After a criminal conviction, an individual defendant always has the right to appeal. This is what’s known as a direct appeal, and the defendant has the task of explaining to the appellate court what errors the trial court made that together render his conviction untrustworthy. Typically there are multiple levels – a state intermediate appeals court and a state high court, for example. In such appeals, the facts are usually not reweighed – the appellant cannot say, for instance, “The jury believed the eyewitnesses and convicted me, but that was an error, because they lied.” The appellate court generally treats facts found as true at trial as true on appeal, as long as there is some evidence in the record to support those facts; they do not re-weigh the credibility of witnesses as a general rule.
So in a direct appeal, the appellant is arguing that the trial court made errors of law, or abused its discretion. “The witness that testified against me was repeating hearsay, and the jury should never have heard that testimony,” or “The jury was told of my previous arrests even though they were not relevant to the current crime.”
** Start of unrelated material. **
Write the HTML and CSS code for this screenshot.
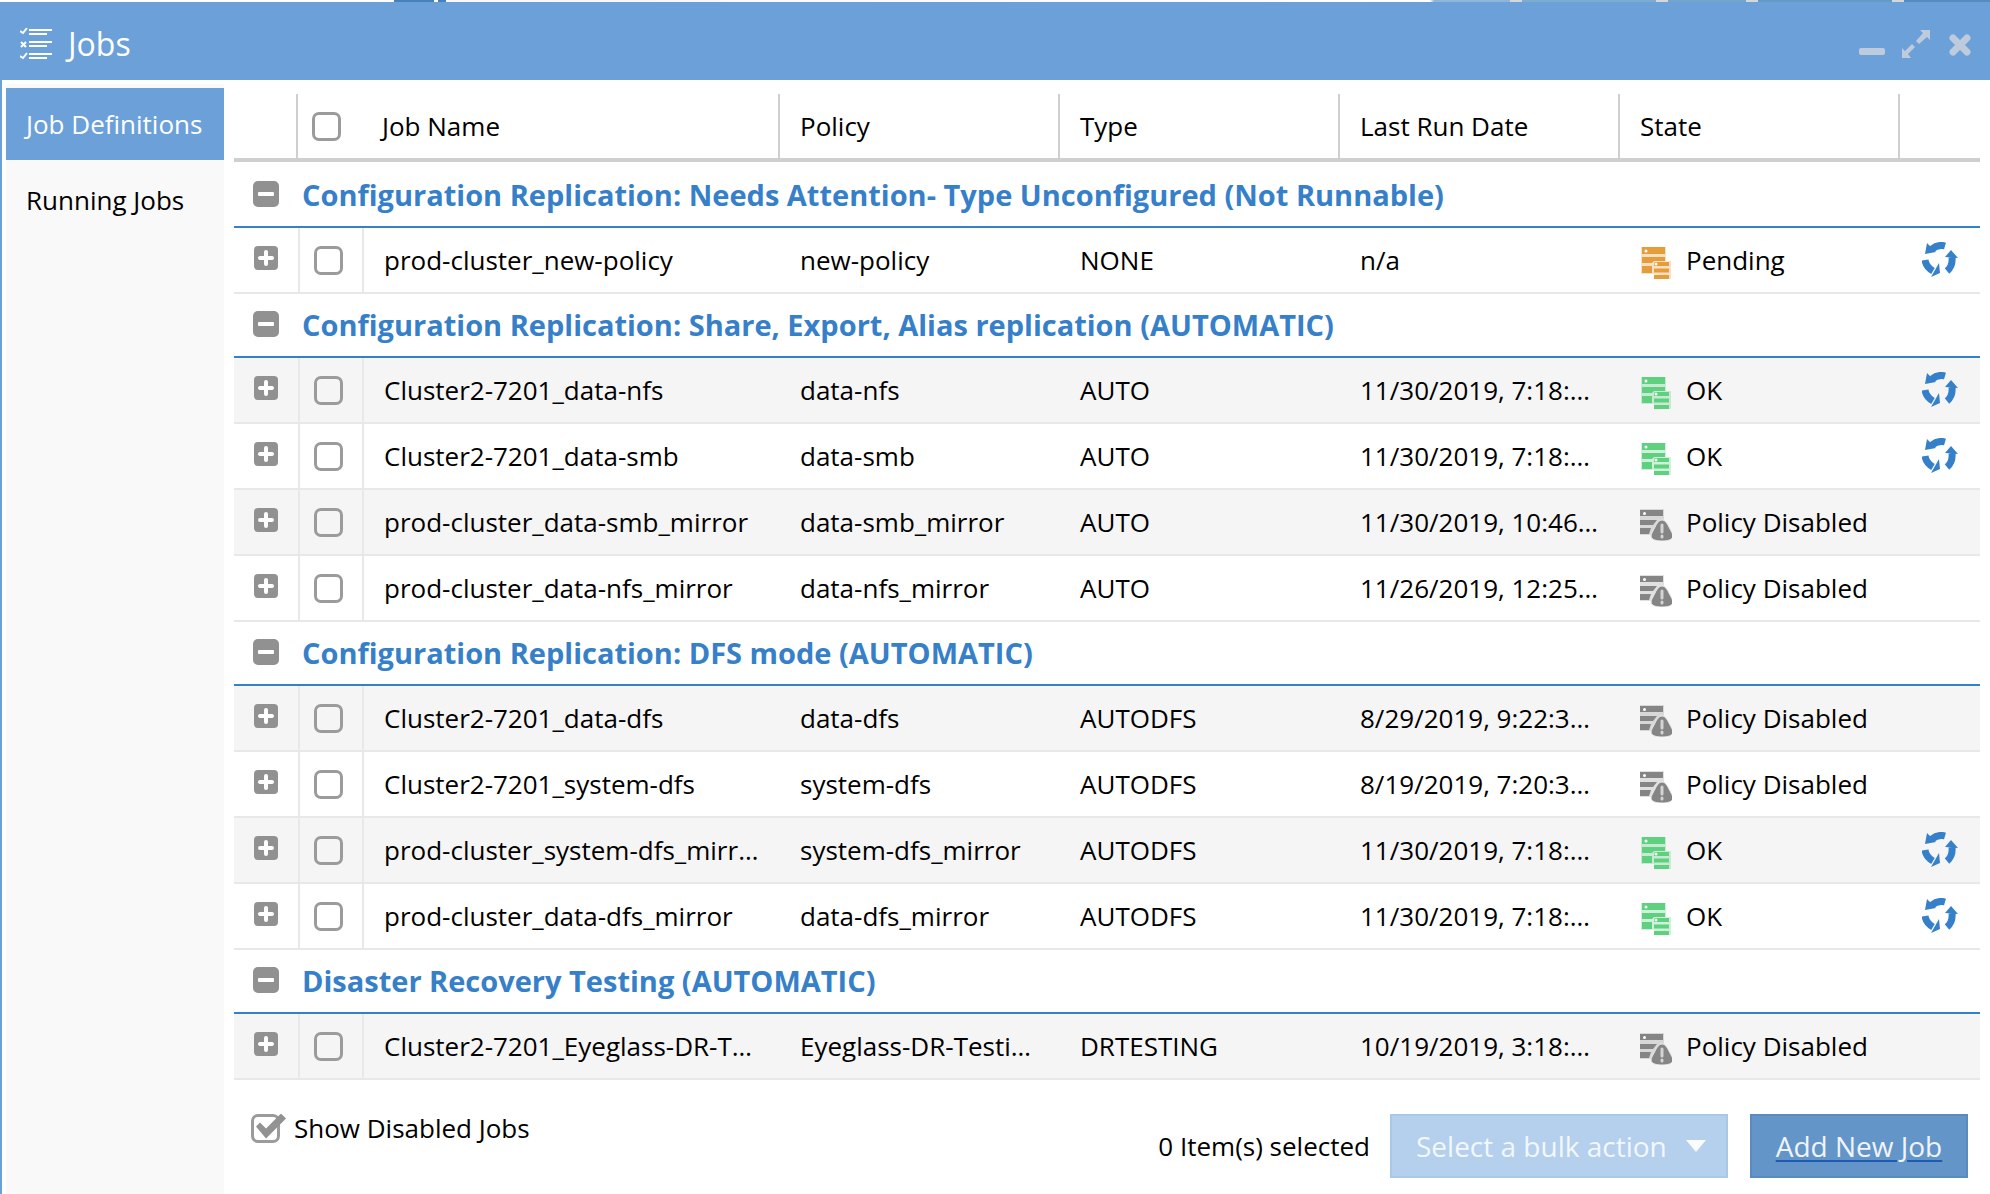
FILE: index.html
```html
<!DOCTYPE html>
<html lang="en">
<head>
<meta charset="utf-8">
<title>Jobs</title>
<link rel="stylesheet" href="styles.css">
</head>
<body>
<svg class="sprite" aria-hidden="true">
  <symbol id="minus" viewBox="0 0 26 26"><rect width="26" height="26" rx="5" fill="#919191"/><rect x="5" y="11" width="16" height="4" rx="1" fill="#fff"/></symbol>
  <symbol id="plus" viewBox="0 0 26 26"><rect x="1" y="1" width="24" height="24" rx="4" fill="#919191"/><path d="M13 7v12M7 13h12" stroke="#fff" stroke-width="4" stroke-linecap="round"/></symbol>
  <symbol id="servers" viewBox="0 0 32 32">
    <path fill="currentColor" opacity=".3" d="M1 0h25v14h5v18H14v-5H1z"/>
    <path fill="currentColor" d="M2 0h23v7H2zM2 10h23v4H14l-2 2H2zM2 19h10v7H2zM15 15h14v4H14v-3zM14 21.500h15v4H14zM14 28h15v4H14z"/>
    <circle cx="6" cy="4" r="1.500" fill="#fff"/><circle cx="16" cy="17" r="1.500" fill="#fff"/>
  </symbol>
  <symbol id="disabled" viewBox="0 0 32 32">
    <path fill="currentColor" opacity=".25" d="M0 0h24v14l-12 12H0z"/>
    <path fill="currentColor" d="M0 1h23v6H0zM0 11h17l-4 5H0zM0 19h11l-2 6H0z"/>
    <circle cx="4.500" cy="4.500" r="1.500" fill="#fff"/>
    <path fill="currentColor" stroke="#ebebeb" stroke-width="1" d="M22 11c3 0 5 3 7 7s4 7 4 9c0 4-6 5-11 5s-11-1-11-5c0-2 2-5 4-9s4-7 7-7z"/>
    <path d="M22 16v7M22 27v1" stroke="#d4d4d4" stroke-width="3" stroke-linecap="round"/>
  </symbol>
  <symbol id="cycle" viewBox="0 0 36 36">
    <path d="M23 4Q16 2 10 7M3 18Q4 25 11 29M25 29Q31 24 30 15" fill="none" stroke="#3680c9" stroke-width="7"/>
    <path fill="#3680c9" d="M5 1l9 9-11 2zM9 35l9-4-1-10zM23 15l13 1-7-8z"/>
  </symbol>
</svg>
<div class="backdrop"></div>
<section class="window">
  <header class="titlebar">
    <svg class="title-icon" viewBox="0 0 32 32" fill="none" stroke="#fff" stroke-width="2"><path d="M9 2h23M9 6h18M9 14h23M9 18h18M9 26h23M9 30h18M0 3l3 2 4-5M1 14l5 5M6 14l-5 5M0 28l3 2 4-5"/></svg>
    <h1>Jobs</h1>
    <div class="tools">
      <button type="button" aria-label="Minimize"><svg viewBox="0 0 28 28"><rect x="1" y="18" width="26" height="7" rx="2"/></svg></button>
      <button type="button" aria-label="Maximize"><svg viewBox="0 0 28 28"><path d="M18 0h10v10l-3-3-8 7-3-3 7-8zM0 18l3 3 7-7 3 3-7 7 3 4H0z"/></svg></button>
      <button type="button" aria-label="Close"><svg viewBox="0 0 28 28"><path d="M7 8l14 14M21 8L7 22" stroke="#bdcbdc" stroke-width="7" stroke-linecap="round"/></svg></button>
    </div>
  </header>
  <div class="body">
    <nav class="sidebar">
      <a class="active" href="#definitions">Job Definitions</a>
      <a href="#running">Running Jobs</a>
    </nav>
    <main class="content">
      <table class="grid">
        <colgroup><col class="c-toggle"><col class="c-check"><col><col class="c-data"><col class="c-data"><col class="c-data"><col class="c-data"><col class="c-action"></colgroup>
        <thead><tr><th></th><th class="check"><input type="checkbox" aria-label="Select all jobs"></th><th>Job Name</th><th>Policy</th><th>Type</th><th>Last Run Date</th><th>State</th><th></th></tr></thead>
        <tbody id="rows"></tbody>
      </table>
      <footer class="footer">
        <label class="show"><input class="tick" type="checkbox" checked>Show Disabled Jobs</label>
        <span class="count">0 Item(s) selected</span>
        <span class="bulk"><select aria-label="Bulk action" disabled><option>Select a bulk action</option></select></span>
        <button class="add" type="button">Add New Job</button>
      </footer>
    </main>
  </div>
</section>
<script src="jobs.js"></script>
</body>
</html>
```
FILE: styles.css
```css
* { box-sizing: border-box; }
body { margin: 0; min-height: 100vh; display: flex; flex-direction: column; background: #fff; color: #000; font: 26px/36px "Open Sans", "Noto Sans", sans-serif; }
button, input, select { font: inherit; margin: 0; }
svg { display: block; }
.sprite { position: absolute; width: 0; height: 0; }
.backdrop { height: 2px; background: linear-gradient(90deg, #fff 394px, #4781bb 394px, #4781bb 434px, #fff 434px, #fff 438px, #4781bb 438px, #4781bb 446px, #f8f8f8 446px, #fff 1430px, #8fb6d6 1434px, #8fb6d6 1510px, #d4d8dc 1510px, #d4d8dc 1522px, #7eabd0 1522px, #7eabd0 1656px, #d4d8dc 1656px, #d4d8dc 1668px, #74a4cc 1668px, #74a4cc 1746px, #d4d8dc 1746px, #d4d8dc 1758px, #649ac6 1758px, #649ac6 1892px, #d4d8dc 1892px, #d4d8dc 1904px, #558cc0 1904px); }
.window { flex: 1; display: flex; flex-direction: column; border-left: 2px solid #6ca0d8; }
.titlebar { height: 78px; background: #6ca0d8; display: flex; align-items: center; padding: 6px 16px 0 18px; }
.title-icon { width: 32px; height: 32px; margin-right: 16px; }
h1 { margin: 0; color: #fff; font-size: 32px; line-height: 40px; font-weight: 400; }
.tools { margin-left: auto; display: flex; gap: 16px; }
.tools button { border: 0; padding: 0; background: none; width: 28px; height: 28px; }
.tools svg { width: 28px; height: 28px; fill: #bdcbdc; }
.body { flex: 1; display: flex; padding: 4px 10px 0 4px; }
.sidebar { width: 218px; flex: none; background: #f9f9f9; padding-top: 4px; margin-right: 10px; }
.sidebar a { display: flex; align-items: center; height: 72px; margin-bottom: 4px; padding: 0 20px; color: #000; text-decoration: none; white-space: nowrap; }
.sidebar .active { background: #6ca0d8; color: #fff; }
.content { flex: 1; min-width: 0; padding-top: 10px; }
.grid { width: 100%; table-layout: fixed; border-collapse: separate; border-spacing: 0; }
.c-toggle, .c-check { width: 64px; }
.c-data { width: 280px; }
.c-action { width: 80px; }
th, td { padding: 0 20px; text-align: left; font-weight: 400; white-space: nowrap; overflow: hidden; text-overflow: ellipsis; }
th { height: 68px; border-right: 2px solid #cfcfcf; border-bottom: 4px solid #cfcfcf; }
th.check, th:last-child { border-right-width: 0; }
td { height: 66px; border-bottom: 2px solid #e8e8e8; }
.alt td { background: #f5f5f5; }
.check, .toggle { padding: 0 0 0 14px; }
.toggle { padding-left: 19px; }
td.check, td.name { border-left: 2px solid #e8e8e8; }
.group td { height: 64px; border-bottom-color: #3680c9; color: #3680c9; font-size: 29px; font-weight: 700; padding-left: 4px; }
.group:first-child td { height: 66px; padding-top: 2px; }
.group .toggle { padding-left: 19px; }
.toggle button { display: block; border: 0; padding: 0; background: none; width: 26px; height: 26px; margin-bottom: 4px; }
.group .toggle button { margin-bottom: 2px; }
.toggle svg { width: 26px; height: 26px; }
input[type="checkbox"] { appearance: none; display: block; width: 29px; height: 29px; border: 3px solid #9b9b9b; border-radius: 7px; background: #fff; }
.alt input[type="checkbox"] { background: none; }
.state { display: flex; align-items: center; gap: 14px; }
.state svg { width: 32px; height: 32px; margin-top: 6px; }
.ok { color: #5fd080; }
.pending { color: #e59d3c; }
.off { color: #858585; }
td.action { padding: 0 0 0 22px; }
.action button { display: block; border: 0; padding: 0; background: none; width: 36px; height: 36px; }
.action svg { width: 36px; height: 36px; }
.footer { display: flex; align-items: center; padding: 34px 12px 16px 17px; }
.show { display: flex; align-items: center; gap: 14px; align-self: flex-start; height: 28px; margin-right: auto; }
.show .tick { position: relative; overflow: visible; background: none; }
.tick:checked::after { content: ""; position: absolute; left: 2px; top: -3px; width: 30px; height: 26px; background: #929292; clip-path: polygon(0 13px, 4px 9px, 10px 15px, 25px 0, 30px 5px, 10px 25px); }
.count { margin-right: 20px; }
.bulk { display: grid; align-items: center; width: 338px; margin-right: 22px; }
.bulk > *, .bulk::after { grid-area: 1 / 1; }
.bulk::after { content: ""; justify-self: end; width: 20px; height: 12px; margin-right: 22px; background: #fafcfe; clip-path: polygon(0 0, 100% 0, 50% 100%); z-index: 1; pointer-events: none; }
.bulk select { appearance: none; width: 100%; height: 64px; border: 2px solid #a9c8e6; border-radius: 0; background: #b5d0ec; color: #f2f7fc; font-size: 28px; padding: 0 24px; opacity: 1; }
.add { width: 218px; height: 64px; border: 2px solid #5a8bbf; background: #6395c9; color: #f0f4f9; font-size: 28px; padding: 0; text-decoration: underline #1d5bb4 2px; text-underline-offset: 3px; white-space: nowrap; }
```
FILE: jobs.js
```js
const groups = [
  ["Configuration Replication: Needs Attention- Type Unconfigured (Not Runnable)", [
    ["prod-cluster_new-policy", "new-policy", "NONE", "n/a", "pending"]]],
  ["Configuration Replication: Share, Export, Alias replication (AUTOMATIC)", [
    ["Cluster2-7201_data-nfs", "data-nfs", "AUTO", "11/30/2019, 7:18:23 AM", "ok"],
    ["Cluster2-7201_data-smb", "data-smb", "AUTO", "11/30/2019, 7:18:23 AM", "ok"],
    ["prod-cluster_data-smb_mirror", "data-smb_mirror", "AUTO", "11/30/2019, 10:46:10 AM", "off"],
    ["prod-cluster_data-nfs_mirror", "data-nfs_mirror", "AUTO", "11/26/2019, 12:25:10 PM", "off"]]],
  ["Configuration Replication: DFS mode (AUTOMATIC)", [
    ["Cluster2-7201_data-dfs", "data-dfs", "AUTODFS", "8/29/2019, 9:22:30 AM", "off"],
    ["Cluster2-7201_system-dfs", "system-dfs", "AUTODFS", "8/19/2019, 7:20:30 AM", "off"],
    ["prod-cluster_system-dfs_mirror", "system-dfs_mirror", "AUTODFS", "11/30/2019, 7:18:23 AM", "ok"],
    ["prod-cluster_data-dfs_mirror", "data-dfs_mirror", "AUTODFS", "11/30/2019, 7:18:23 AM", "ok"]]],
  ["Disaster Recovery Testing (AUTOMATIC)", [
    ["Cluster2-7201_Eyeglass-DR-Testing", "Eyeglass-DR-Testing", "DRTESTING", "10/19/2019, 3:18:23 AM", "off"]]]
];
const labels = { ok: "OK", pending: "Pending", off: "Policy Disabled" };
const icon = id => `<svg aria-hidden="true"><use href="#${id}"/></svg>`;
let html = "";
let index = 0;
for (const [title, jobs] of groups) {
  html += `<tr class="group"><td class="toggle"><button type="button" aria-label="Collapse group">${icon("minus")}</button></td><td colspan="7">${title}</td></tr>`;
  jobs.forEach(([name, policy, type, date, state]) => {
    html += `<tr class="${index++ % 2 ? "alt" : ""}">
      <td class="toggle"><button type="button" aria-label="Expand row">${icon("plus")}</button></td>
      <td class="check"><input type="checkbox" aria-label="${name}"></td>
      <td class="name">${name}</td><td>${policy}</td><td>${type}</td><td>${date}</td>
      <td><div class="state"><span class="${state}">${icon(state === "off" ? "disabled" : "servers")}</span>${labels[state]}</div></td>
      <td class="action">${state === "off" ? "" : `<button type="button" aria-label="Run job">${icon("cycle")}</button>`}</td></tr>`;
  });
}
document.getElementById("rows").innerHTML = html;
```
That course ends at the state high court, for a state trial. (I say “high” instead of Supreme because not all states call their highest criminal appeals court a “supreme” court.) If you allege that the error was one of federal constitutional dimension, then the path can extend to asking the US Supreme Court to review your case.
Then it can get a little confusing.
The appeal process I describe above is a direct attack on the conviction. But even after that appeal is exhausted, it’s possible to mount a collateral attack against the conviction. You might, for example, ask the federal district court to order you set free if you allege your conviction violated federal constitutional guarantees and you have exhausted your direct state appeals. In years past, it was possible to approach these kinds of collateral attacks on a conviction in a number of ways. In the mid-1990s, Congress sharply limited this path by passing the Antiterrorism and Effective Death Penalty Act. This law dramatically limited the federal courts’ ability to intervene unless the conviction was completely contrary to clearly established federal caselaw from the Supreme Court, or based on a wholly unreasonable finding of facts in light of the evidence presented.
The law also removed the option of attempting multiple petitions for relief: all claims needed to be presented in the first collateral attack. A second attempt at a collateral attack could be summarily denied.
So the set of direct appeals, and post-conviction relief under federal law described above, is what I called “ordinary appeals.”